+++ MATERIAL FOR THIS TASK
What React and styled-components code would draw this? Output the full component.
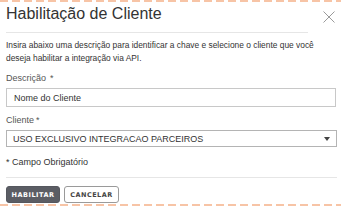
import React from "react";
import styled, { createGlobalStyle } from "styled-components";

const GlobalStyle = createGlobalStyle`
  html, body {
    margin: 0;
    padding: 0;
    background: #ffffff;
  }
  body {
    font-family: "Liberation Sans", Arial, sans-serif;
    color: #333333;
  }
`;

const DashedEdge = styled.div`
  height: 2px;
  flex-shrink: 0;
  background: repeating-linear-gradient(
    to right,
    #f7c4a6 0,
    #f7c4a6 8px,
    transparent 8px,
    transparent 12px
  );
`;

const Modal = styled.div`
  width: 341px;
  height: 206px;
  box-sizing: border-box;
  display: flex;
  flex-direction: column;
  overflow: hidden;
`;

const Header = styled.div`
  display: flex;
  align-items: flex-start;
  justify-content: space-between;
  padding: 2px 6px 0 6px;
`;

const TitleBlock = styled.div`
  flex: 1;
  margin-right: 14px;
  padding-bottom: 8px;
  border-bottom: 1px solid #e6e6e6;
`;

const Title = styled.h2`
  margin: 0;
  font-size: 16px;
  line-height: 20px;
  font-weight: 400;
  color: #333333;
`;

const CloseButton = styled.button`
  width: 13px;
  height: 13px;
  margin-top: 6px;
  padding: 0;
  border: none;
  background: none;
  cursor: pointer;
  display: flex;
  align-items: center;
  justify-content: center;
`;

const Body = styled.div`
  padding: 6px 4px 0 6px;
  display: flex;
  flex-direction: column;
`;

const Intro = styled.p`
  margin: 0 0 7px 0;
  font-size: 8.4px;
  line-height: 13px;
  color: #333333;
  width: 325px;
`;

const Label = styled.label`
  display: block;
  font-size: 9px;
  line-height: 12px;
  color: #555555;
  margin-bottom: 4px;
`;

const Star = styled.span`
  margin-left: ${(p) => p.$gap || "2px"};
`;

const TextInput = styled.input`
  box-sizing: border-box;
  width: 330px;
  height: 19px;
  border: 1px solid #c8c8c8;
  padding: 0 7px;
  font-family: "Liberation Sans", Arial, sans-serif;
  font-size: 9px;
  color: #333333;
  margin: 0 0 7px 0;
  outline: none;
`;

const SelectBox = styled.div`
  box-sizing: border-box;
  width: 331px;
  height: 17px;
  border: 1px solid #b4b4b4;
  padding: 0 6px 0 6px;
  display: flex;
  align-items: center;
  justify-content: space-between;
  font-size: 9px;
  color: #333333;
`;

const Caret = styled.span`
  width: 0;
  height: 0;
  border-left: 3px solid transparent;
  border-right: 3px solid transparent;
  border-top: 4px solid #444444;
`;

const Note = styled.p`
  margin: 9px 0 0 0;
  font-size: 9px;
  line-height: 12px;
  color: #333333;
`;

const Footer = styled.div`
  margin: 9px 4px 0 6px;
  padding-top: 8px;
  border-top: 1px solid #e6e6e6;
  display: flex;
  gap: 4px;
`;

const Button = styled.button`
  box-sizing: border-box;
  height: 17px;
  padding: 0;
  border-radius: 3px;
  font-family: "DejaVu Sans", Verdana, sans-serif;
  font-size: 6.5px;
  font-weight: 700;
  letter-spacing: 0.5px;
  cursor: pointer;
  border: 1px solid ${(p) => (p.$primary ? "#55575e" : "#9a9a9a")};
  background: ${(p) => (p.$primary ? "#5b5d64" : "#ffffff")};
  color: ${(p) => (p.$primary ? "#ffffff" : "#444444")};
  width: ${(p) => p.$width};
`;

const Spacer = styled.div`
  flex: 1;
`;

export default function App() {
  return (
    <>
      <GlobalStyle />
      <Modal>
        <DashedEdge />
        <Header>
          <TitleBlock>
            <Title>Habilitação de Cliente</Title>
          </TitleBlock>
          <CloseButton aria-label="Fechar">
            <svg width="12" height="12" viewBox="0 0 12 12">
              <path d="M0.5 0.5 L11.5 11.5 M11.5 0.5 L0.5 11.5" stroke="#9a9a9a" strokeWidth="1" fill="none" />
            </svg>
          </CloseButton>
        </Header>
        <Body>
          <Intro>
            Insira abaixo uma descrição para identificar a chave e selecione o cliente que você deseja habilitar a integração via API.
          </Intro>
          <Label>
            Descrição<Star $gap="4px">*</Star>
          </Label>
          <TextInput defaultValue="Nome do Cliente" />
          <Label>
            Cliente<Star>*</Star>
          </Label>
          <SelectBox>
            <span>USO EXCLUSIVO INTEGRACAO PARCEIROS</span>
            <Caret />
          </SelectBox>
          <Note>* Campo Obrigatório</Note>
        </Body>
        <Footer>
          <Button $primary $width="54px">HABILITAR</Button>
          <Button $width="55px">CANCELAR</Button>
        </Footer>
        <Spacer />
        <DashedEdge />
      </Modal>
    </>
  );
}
++++++
+++ MATERIAL FOR THIS TASK
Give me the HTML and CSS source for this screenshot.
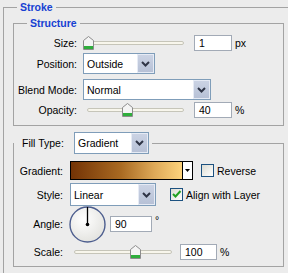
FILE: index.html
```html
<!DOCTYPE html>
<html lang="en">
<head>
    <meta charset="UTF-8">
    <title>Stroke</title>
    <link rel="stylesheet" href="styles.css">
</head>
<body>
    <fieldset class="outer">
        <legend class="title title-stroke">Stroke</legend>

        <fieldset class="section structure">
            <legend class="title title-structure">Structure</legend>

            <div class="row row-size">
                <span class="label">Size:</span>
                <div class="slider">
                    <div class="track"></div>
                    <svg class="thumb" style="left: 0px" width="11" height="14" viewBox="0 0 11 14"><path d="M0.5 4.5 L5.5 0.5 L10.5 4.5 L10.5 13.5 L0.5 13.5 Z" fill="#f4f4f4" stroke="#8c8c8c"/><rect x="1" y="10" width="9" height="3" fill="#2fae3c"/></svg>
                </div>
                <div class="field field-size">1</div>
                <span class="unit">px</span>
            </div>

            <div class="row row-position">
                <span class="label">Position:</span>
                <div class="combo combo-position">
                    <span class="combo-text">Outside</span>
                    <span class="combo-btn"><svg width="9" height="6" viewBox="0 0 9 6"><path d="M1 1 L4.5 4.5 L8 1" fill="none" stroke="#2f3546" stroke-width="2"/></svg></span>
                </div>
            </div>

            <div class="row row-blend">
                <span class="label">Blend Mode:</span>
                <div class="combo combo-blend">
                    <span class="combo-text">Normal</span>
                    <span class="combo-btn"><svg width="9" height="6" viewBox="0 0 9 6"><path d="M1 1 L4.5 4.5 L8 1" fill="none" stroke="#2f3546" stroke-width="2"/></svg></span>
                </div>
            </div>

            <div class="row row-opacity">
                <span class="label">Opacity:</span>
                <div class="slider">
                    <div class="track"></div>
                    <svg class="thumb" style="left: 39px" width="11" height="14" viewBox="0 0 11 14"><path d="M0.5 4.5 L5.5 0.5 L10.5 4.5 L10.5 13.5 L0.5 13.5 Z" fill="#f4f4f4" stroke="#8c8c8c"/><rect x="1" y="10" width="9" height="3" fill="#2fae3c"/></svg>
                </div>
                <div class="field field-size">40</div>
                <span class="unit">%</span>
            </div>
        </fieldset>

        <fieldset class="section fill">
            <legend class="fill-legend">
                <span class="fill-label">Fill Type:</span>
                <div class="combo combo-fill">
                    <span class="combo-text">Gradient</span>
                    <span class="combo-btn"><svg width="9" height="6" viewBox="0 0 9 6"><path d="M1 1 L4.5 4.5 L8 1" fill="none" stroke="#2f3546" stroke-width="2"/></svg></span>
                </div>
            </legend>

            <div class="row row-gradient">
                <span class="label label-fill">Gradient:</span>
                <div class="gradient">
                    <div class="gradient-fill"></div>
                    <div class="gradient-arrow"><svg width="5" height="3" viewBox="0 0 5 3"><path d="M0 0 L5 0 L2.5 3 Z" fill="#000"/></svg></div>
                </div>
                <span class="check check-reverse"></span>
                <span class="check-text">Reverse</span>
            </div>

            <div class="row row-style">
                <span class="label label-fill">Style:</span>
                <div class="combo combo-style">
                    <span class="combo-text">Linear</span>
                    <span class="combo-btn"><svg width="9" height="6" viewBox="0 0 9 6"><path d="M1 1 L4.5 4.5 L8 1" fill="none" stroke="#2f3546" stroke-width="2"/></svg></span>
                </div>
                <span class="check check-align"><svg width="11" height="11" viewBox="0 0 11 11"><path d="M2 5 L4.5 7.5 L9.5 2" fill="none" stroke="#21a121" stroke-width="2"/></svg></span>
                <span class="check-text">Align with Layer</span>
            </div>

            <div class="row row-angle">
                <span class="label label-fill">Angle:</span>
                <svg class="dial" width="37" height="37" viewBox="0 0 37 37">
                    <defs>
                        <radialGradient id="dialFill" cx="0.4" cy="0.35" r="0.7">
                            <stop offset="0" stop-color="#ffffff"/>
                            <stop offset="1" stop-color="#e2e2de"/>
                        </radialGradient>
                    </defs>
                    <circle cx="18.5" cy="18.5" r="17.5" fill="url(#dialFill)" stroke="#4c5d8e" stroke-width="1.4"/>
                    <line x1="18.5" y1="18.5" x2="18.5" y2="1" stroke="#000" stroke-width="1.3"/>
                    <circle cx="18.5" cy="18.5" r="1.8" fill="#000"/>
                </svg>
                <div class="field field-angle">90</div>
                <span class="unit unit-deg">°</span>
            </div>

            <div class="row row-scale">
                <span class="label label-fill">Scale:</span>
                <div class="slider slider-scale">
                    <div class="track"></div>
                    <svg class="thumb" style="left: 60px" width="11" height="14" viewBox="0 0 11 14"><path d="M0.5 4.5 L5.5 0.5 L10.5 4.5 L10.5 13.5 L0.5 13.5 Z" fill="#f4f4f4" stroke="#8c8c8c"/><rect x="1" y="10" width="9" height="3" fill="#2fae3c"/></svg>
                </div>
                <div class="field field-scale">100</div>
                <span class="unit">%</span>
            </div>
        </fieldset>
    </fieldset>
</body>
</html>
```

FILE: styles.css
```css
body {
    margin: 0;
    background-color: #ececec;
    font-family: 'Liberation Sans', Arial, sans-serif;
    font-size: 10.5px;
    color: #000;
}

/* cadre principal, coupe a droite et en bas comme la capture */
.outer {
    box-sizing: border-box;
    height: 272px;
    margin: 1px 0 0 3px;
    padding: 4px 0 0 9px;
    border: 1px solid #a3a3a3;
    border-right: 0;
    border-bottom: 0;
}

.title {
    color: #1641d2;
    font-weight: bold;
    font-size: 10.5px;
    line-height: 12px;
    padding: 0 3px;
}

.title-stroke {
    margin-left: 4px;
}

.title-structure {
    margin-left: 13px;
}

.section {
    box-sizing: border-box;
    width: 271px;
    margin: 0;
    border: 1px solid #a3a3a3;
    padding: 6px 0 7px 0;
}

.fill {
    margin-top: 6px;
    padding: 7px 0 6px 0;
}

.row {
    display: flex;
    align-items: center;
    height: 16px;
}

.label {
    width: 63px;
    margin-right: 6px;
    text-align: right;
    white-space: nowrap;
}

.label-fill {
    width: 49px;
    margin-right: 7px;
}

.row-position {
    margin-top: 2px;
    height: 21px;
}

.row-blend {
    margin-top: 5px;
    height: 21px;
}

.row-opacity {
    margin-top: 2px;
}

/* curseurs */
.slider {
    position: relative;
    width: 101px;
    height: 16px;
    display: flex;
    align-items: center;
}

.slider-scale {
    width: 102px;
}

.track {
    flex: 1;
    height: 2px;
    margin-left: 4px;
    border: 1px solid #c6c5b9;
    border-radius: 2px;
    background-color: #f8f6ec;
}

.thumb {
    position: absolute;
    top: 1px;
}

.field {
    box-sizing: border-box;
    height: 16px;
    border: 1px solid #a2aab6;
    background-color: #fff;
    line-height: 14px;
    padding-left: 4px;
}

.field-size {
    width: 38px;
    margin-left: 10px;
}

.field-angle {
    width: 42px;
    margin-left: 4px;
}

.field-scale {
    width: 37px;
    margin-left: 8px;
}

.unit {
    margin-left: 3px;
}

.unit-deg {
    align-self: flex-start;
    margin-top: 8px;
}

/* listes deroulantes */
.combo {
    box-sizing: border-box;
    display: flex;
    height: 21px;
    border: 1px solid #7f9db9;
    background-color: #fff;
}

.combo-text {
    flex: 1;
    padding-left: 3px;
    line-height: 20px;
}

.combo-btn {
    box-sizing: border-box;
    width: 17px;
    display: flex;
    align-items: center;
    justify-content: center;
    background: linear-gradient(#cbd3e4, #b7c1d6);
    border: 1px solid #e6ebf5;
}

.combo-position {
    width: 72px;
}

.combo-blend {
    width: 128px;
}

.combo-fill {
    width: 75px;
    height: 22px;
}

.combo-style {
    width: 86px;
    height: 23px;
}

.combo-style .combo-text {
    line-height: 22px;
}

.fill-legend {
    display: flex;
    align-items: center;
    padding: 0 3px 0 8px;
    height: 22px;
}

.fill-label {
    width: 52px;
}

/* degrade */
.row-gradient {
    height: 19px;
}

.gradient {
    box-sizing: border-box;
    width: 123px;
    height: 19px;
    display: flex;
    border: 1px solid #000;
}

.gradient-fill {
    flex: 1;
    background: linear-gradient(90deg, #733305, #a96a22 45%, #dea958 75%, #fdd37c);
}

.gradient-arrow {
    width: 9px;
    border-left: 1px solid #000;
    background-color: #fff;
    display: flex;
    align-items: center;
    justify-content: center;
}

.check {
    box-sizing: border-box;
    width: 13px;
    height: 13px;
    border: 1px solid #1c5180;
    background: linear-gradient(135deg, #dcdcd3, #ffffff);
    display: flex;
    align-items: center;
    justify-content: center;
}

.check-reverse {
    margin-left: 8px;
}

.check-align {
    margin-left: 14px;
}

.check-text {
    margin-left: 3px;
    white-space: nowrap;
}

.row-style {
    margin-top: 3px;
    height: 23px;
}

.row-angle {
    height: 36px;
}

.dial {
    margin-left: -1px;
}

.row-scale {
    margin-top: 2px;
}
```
++++++
### WHAT TO PRODUCE:
Filter out every line that lacks the word "components", and copy the rest.

### RIGHT ANSWER:
What React and styled-components code would draw this? Output the full component.
import styled, { createGlobalStyle } from "styled-components";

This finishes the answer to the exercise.